Iridium/Rhenium-Carbon/Carbon Chambers

Lightweight version of iridium/rhenium chamber

 

To avoid the weight penalty associated with a large iridium/rhenium chamber, Ultramet replaces most of the rhenium with low-density carbon/carbon. The result is a lightweight, high-performance engine that can operate at high temperature and at high pressure. Iridium/rhenium-carbon/carbon chambers have been successfully hot-fire tested with oxygen/hydrogen and NTO/MMH.

Iridium/rhenium-carbon/carbon
chamber with niobium injector flange

 

 

Oxide-Iridium/Rhenium-Carbon/Carbon Chambers

Lightweight version of oxide-iridium/rhenium chamber

Originally developed for use as part of a Mars sample return mission, the oxide-iridium/rhenium-carbon/carbon engine offers the performance of oxide iridium/rhenium at a fraction of the weight. By replacing most of the structural rhenium with low-density carbon/carbon, significant mass savings are achieved without compromising structural integrity. As chamber size increases, so do the mass savings.

Oxide-iridium/rhenium-
carbon/carbon chamber
with niobium injector flange

 

Ceramic Matrix Composite Chambers

 

Carbon fiber-reinforced zirconium carbide combustion chamber

 

 

Carbon Fiber-Reinforced Silicon Carbide

The high temperature corrosion resistance and oxidation resistance of silicon carbide are combined with the strength and toughness of carbon fibers.
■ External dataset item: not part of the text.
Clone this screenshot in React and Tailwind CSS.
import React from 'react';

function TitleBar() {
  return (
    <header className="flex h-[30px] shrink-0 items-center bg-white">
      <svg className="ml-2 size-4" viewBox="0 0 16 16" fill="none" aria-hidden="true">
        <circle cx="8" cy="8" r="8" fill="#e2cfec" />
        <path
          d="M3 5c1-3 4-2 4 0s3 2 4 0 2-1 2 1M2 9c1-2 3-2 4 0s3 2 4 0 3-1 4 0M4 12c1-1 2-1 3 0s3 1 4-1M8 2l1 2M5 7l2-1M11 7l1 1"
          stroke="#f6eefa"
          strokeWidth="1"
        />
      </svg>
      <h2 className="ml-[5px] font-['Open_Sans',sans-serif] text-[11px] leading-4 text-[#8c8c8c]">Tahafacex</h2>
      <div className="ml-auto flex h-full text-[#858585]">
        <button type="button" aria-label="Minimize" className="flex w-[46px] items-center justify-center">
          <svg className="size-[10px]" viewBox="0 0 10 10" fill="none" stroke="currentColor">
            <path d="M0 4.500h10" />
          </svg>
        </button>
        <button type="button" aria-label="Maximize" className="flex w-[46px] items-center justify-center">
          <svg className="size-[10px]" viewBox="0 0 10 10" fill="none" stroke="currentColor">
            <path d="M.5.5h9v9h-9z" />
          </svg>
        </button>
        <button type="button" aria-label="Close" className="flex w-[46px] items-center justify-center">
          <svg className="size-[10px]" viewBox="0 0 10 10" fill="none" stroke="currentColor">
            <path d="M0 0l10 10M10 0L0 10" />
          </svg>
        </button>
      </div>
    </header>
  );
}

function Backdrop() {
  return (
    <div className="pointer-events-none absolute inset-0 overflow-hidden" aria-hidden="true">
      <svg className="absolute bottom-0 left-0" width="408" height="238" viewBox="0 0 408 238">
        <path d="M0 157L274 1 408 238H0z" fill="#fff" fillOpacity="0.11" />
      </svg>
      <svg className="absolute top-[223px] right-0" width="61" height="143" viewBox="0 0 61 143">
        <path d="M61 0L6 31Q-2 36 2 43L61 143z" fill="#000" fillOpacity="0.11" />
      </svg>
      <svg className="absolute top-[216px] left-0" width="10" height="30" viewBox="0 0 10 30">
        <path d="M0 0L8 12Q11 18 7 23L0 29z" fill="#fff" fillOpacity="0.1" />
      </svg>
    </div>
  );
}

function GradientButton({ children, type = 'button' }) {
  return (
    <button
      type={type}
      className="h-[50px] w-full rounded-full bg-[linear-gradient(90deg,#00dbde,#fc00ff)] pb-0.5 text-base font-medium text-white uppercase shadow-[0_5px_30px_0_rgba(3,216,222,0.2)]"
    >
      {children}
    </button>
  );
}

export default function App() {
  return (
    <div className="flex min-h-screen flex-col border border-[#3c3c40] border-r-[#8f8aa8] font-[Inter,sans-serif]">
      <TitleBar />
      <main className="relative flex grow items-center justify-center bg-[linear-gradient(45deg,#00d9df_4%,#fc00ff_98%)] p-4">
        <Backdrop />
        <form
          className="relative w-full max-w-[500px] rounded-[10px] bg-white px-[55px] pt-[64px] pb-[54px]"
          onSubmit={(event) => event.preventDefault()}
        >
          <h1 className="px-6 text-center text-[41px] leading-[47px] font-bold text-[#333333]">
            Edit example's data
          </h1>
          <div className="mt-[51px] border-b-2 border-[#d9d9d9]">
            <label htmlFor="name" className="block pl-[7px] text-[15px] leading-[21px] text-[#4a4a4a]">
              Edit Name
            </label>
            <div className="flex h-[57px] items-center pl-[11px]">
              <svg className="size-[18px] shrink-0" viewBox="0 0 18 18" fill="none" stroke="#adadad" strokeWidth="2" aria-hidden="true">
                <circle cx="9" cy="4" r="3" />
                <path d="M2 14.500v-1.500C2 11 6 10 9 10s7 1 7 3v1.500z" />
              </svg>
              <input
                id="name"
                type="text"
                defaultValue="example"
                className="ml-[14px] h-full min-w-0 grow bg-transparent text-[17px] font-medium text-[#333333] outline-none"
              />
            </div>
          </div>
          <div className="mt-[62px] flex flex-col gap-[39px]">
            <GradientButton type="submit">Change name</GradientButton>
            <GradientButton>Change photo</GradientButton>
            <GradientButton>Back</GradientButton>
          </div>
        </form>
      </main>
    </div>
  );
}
Carbon Fiber-Reinforced Zirconium Carbide

Zirconium carbide has a slightly higher density than silicon carbide and shows improved oxidation resistance and strength at higher temperatures.

 

Ultramet carbon fiber-reinforced zirconium carbide combustion chamber during 4350ºF (2400ºC) hot-fire testing at NASA Glenn

 

 

Regeneratively Cooled Systems

 

By using the unique flow distributing properties of rhenium foam, regeneratively cooled combustion chambers can be made at a fraction of the cost of traditional brazed tube chambers. Ultramet’s regeneratively cooled chambers have been successfully hot-fire tested with oxygen/hydrogen propellants and represent the next step in high-thrust rocket engines.

 

Advantages

• Turbulent flow created by the foam coolant channel, combined with a relatively low pressure drop, allows heat fluxes that are five times greater (up to 22.36 MW/m2) than those of conventional open coolant channels.

• The structural foam core is simple to manufacture and requires no complex or expensive machining of intricate passages.

• Foam exhibits high specific stiffness, thereby minimizing weight.

• Foam can be fabricated from various metal and ceramic materials.

   

Cross-section of regeneratively cooled foam core combustion chamber showing rhenium foam through which fuel flows

 

 

Hot-fire testing of Ultramet regeneratively cooled foam core combustion chamber with oxygen/hydrogen at the Mohave Test Area (Mojave, CA)

 

 

Transpiration-cooled Systems

 

Available in metallic or ceramic forms, Ultramet’s transpiration-cooled combustion chambers increase performance and reduce cost. By allowing a small portion of the fuel to flow directly through the wall, wall temperatures are kept low, and oxidation of the chamber wall is virtually eliminated.

 

 

Advantages

 

A foam core transpiration-cooled engine offers all the advantages of a foam core regeneratively cooled engine plus the following:

• Increased coolant flow can be easily directed at areas subjected to the greatest heat flux;
• The inner wall of the entire chamber is maintained under nonoxidizing conditions, thus eliminating concern about oxidation;
• The need for fuel-film cooling is eliminated, which simplifies the injector design;
• Because only 2–5% of the total fuel flow is needed for transpiration and because no fuel-film cooling is needed, most of the fuel can be used for combustion and burned efficiently;
• The lower coolant volume reduces cost and weight associated with turbomachinery.

 

In transpiration cooling, an open-cell structural foam is combined with a fine porosity liner at the inner surface with tailorable permeability. Only 2% of the total fuel flow is required for cooling.

Fuel flow in a foam core transpiration-cooled combustion chamber

 

 

Open-cell 80-ppi molybdenum foam with 0.030" porous molybdenum liner used in transpiration-cooled combustion chambers. Left, unpolished (10×); right, polished (40×).

 

Transpiration-cooled molybdenum foam/porous molybdenum liner combustion chamber during oxygen/hydrogen hot-fire testing at NASA Glenn

 

 

Chambers for Exotic High-Performance Propellants

 

Ultramet has manufactured and successfully hot-fire tested chambers with exotic, high-performance propellants such as stoichiometric oxygen/hydrogen and fluorine/hydrazine:

• Stoichiometric oxygen/hydrogen (O2/H2)

• Isp = 444 seconds

• Tflame = 6170°F (3410°C)

• Fluorine/hydrazine (F2/N2H4)

• Isp = 430 seconds

• Tflame = 8074°F (4468°C)

Chambers used with these propellants have survived hot-fire tests for thousands of seconds and used only radiation cooling. Regardless of the propellants, Ultramet can devise a material system to meet your needs.